• DATA PROVIDED:
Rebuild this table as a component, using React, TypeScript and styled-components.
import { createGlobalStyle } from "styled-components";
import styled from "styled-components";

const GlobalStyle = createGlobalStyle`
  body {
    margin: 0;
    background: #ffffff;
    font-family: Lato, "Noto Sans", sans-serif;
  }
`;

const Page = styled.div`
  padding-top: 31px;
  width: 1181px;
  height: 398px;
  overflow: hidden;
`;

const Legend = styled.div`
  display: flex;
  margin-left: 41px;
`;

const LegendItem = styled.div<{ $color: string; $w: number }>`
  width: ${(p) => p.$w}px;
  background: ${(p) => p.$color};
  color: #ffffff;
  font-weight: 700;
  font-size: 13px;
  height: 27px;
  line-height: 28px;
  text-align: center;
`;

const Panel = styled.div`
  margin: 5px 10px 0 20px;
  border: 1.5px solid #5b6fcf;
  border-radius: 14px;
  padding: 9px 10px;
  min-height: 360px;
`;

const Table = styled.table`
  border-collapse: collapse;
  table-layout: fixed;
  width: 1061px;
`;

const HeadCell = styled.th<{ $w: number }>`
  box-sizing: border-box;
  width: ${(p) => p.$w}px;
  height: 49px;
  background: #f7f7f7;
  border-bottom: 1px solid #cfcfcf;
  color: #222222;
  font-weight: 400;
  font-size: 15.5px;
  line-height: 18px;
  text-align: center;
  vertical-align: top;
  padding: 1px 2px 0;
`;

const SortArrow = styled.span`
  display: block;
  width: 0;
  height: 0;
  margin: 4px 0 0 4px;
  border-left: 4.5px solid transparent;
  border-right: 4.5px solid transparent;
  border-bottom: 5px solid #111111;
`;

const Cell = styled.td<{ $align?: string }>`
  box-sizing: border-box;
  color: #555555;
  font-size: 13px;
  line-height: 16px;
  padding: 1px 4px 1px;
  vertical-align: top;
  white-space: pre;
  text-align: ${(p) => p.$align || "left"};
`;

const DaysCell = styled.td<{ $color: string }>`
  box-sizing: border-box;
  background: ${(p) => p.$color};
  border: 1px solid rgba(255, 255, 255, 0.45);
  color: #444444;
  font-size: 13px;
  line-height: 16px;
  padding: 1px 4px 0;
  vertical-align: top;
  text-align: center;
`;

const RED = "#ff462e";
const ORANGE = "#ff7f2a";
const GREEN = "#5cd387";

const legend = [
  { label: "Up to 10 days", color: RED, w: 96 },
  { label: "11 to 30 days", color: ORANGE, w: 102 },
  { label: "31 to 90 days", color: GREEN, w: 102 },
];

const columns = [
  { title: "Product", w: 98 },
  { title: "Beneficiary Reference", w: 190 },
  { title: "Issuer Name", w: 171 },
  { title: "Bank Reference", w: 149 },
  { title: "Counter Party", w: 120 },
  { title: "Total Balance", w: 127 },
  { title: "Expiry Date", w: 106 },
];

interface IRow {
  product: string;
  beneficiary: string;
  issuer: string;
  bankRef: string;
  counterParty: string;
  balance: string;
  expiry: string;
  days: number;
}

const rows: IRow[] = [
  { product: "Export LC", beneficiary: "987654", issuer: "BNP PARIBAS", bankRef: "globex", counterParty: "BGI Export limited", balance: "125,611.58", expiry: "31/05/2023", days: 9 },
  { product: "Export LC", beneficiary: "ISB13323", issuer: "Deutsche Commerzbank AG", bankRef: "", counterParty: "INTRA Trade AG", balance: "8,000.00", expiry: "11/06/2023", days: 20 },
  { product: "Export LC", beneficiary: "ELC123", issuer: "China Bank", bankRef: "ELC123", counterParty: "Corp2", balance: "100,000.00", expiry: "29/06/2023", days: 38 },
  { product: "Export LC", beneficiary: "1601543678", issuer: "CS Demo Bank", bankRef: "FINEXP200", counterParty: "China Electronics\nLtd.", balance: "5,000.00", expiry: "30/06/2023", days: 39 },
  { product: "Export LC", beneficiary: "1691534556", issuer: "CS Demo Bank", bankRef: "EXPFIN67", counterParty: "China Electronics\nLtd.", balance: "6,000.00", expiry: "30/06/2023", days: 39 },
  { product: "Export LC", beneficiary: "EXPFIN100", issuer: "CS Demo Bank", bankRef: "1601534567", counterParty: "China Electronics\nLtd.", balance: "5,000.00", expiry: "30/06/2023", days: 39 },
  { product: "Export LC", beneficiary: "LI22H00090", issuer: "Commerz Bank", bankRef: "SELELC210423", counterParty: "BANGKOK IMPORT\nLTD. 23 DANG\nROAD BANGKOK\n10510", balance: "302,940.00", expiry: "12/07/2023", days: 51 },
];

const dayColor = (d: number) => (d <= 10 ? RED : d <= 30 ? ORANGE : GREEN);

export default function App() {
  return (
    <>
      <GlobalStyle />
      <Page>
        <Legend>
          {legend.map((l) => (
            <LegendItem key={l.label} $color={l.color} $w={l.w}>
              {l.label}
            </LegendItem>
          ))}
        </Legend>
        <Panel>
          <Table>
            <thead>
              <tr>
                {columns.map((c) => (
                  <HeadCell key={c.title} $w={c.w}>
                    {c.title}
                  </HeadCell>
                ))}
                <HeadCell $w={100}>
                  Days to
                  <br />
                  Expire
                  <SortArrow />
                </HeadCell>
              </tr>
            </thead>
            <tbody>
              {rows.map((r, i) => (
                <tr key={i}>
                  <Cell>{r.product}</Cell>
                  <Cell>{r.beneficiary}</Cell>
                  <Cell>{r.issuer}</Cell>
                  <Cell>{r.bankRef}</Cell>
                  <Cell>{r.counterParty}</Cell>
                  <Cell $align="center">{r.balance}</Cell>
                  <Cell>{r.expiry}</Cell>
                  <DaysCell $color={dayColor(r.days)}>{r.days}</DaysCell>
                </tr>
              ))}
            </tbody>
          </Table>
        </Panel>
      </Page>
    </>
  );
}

• PROBLEM TO WORK ON:
Return all of the data word for word.

• ANSWER TO THIS EXERCISE:
Rebuild this table as a component, using React, TypeScript and styled-components.
import { createGlobalStyle } from "styled-components";
import styled from "styled-components";

const GlobalStyle = createGlobalStyle`
  body {
    margin: 0;
    background: #ffffff;
    font-family: Lato, "Noto Sans", sans-serif;
  }
`;

const Page = styled.div`
  padding-top: 31px;
  width: 1181px;
  height: 398px;
  overflow: hidden;
`;

const Legend = styled.div`
  display: flex;
  margin-left: 41px;
`;

const LegendItem = styled.div<{ $color: string; $w: number }>`
  width: ${(p) => p.$w}px;
  background: ${(p) => p.$color};
  color: #ffffff;
  font-weight: 700;
  font-size: 13px;
  height: 27px;
  line-height: 28px;
  text-align: center;
`;

const Panel = styled.div`
  margin: 5px 10px 0 20px;
  border: 1.5px solid #5b6fcf;
  border-radius: 14px;
  padding: 9px 10px;
  min-height: 360px;
`;

const Table = styled.table`
  border-collapse: collapse;
  table-layout: fixed;
  width: 1061px;
`;

const HeadCell = styled.th<{ $w: number }>`
  box-sizing: border-box;
  width: ${(p) => p.$w}px;
  height: 49px;
  background: #f7f7f7;
  border-bottom: 1px solid #cfcfcf;
  color: #222222;
  font-weight: 400;
  font-size: 15.5px;
  line-height: 18px;
  text-align: center;
  vertical-align: top;
  padding: 1px 2px 0;
`;

const SortArrow = styled.span`
  display: block;
  width: 0;
  height: 0;
  margin: 4px 0 0 4px;
  border-left: 4.5px solid transparent;
  border-right: 4.5px solid transparent;
  border-bottom: 5px solid #111111;
`;

const Cell = styled.td<{ $align?: string }>`
  box-sizing: border-box;
  color: #555555;
  font-size: 13px;
  line-height: 16px;
  padding: 1px 4px 1px;
  vertical-align: top;
  white-space: pre;
  text-align: ${(p) => p.$align || "left"};
`;

const DaysCell = styled.td<{ $color: string }>`
  box-sizing: border-box;
  background: ${(p) => p.$color};
  border: 1px solid rgba(255, 255, 255, 0.45);
  color: #444444;
  font-size: 13px;
  line-height: 16px;
  padding: 1px 4px 0;
  vertical-align: top;
  text-align: center;
`;

const RED = "#ff462e";
const ORANGE = "#ff7f2a";
const GREEN = "#5cd387";

const legend = [
  { label: "Up to 10 days", color: RED, w: 96 },
  { label: "11 to 30 days", color: ORANGE, w: 102 },
  { label: "31 to 90 days", color: GREEN, w: 102 },
];

const columns = [
  { title: "Product", w: 98 },
  { title: "Beneficiary Reference", w: 190 },
  { title: "Issuer Name", w: 171 },
  { title: "Bank Reference", w: 149 },
  { title: "Counter Party", w: 120 },
  { title: "Total Balance", w: 127 },
  { title: "Expiry Date", w: 106 },
];

interface IRow {
  product: string;
  beneficiary: string;
  issuer: string;
  bankRef: string;
  counterParty: string;
  balance: string;
  expiry: string;
  days: number;
}

const rows: IRow[] = [
  { product: "Export LC", beneficiary: "987654", issuer: "BNP PARIBAS", bankRef: "globex", counterParty: "BGI Export limited", balance: "125,611.58", expiry: "31/05/2023", days: 9 },
  { product: "Export LC", beneficiary: "ISB13323", issuer: "Deutsche Commerzbank AG", bankRef: "", counterParty: "INTRA Trade AG", balance: "8,000.00", expiry: "11/06/2023", days: 20 },
  { product: "Export LC", beneficiary: "ELC123", issuer: "China Bank", bankRef: "ELC123", counterParty: "Corp2", balance: "100,000.00", expiry: "29/06/2023", days: 38 },
  { product: "Export LC", beneficiary: "1601543678", issuer: "CS Demo Bank", bankRef: "FINEXP200", counterParty: "China Electronics\nLtd.", balance: "5,000.00", expiry: "30/06/2023", days: 39 },
  { product: "Export LC", beneficiary: "1691534556", issuer: "CS Demo Bank", bankRef: "EXPFIN67", counterParty: "China Electronics\nLtd.", balance: "6,000.00", expiry: "30/06/2023", days: 39 },
  { product: "Export LC", beneficiary: "EXPFIN100", issuer: "CS Demo Bank", bankRef: "1601534567", counterParty: "China Electronics\nLtd.", balance: "5,000.00", expiry: "30/06/2023", days: 39 },
  { product: "Export LC", beneficiary: "LI22H00090", issuer: "Commerz Bank", bankRef: "SELELC210423", counterParty: "BANGKOK IMPORT\nLTD. 23 DANG\nROAD BANGKOK\n10510", balance: "302,940.00", expiry: "12/07/2023", days: 51 },
];

const dayColor = (d: number) => (d <= 10 ? RED : d <= 30 ? ORANGE : GREEN);

export default function App() {
  return (
    <>
      <GlobalStyle />
      <Page>
        <Legend>
          {legend.map((l) => (
            <LegendItem key={l.label} $color={l.color} $w={l.w}>
              {l.label}
            </LegendItem>
          ))}
        </Legend>
        <Panel>
          <Table>
            <thead>
              <tr>
                {columns.map((c) => (
                  <HeadCell key={c.title} $w={c.w}>
                    {c.title}
                  </HeadCell>
                ))}
                <HeadCell $w={100}>
                  Days to
                  <br />
                  Expire
                  <SortArrow />
                </HeadCell>
              </tr>
            </thead>
            <tbody>
              {rows.map((r, i) => (
                <tr key={i}>
                  <Cell>{r.product}</Cell>
                  <Cell>{r.beneficiary}</Cell>
                  <Cell>{r.issuer}</Cell>
                  <Cell>{r.bankRef}</Cell>
                  <Cell>{r.counterParty}</Cell>
                  <Cell $align="center">{r.balance}</Cell>
                  <Cell>{r.expiry}</Cell>
                  <DaysCell $color={dayColor(r.days)}>{r.days}</DaysCell>
                </tr>
              ))}
            </tbody>
          </Table>
        </Panel>
      </Page>
    </>
  );
}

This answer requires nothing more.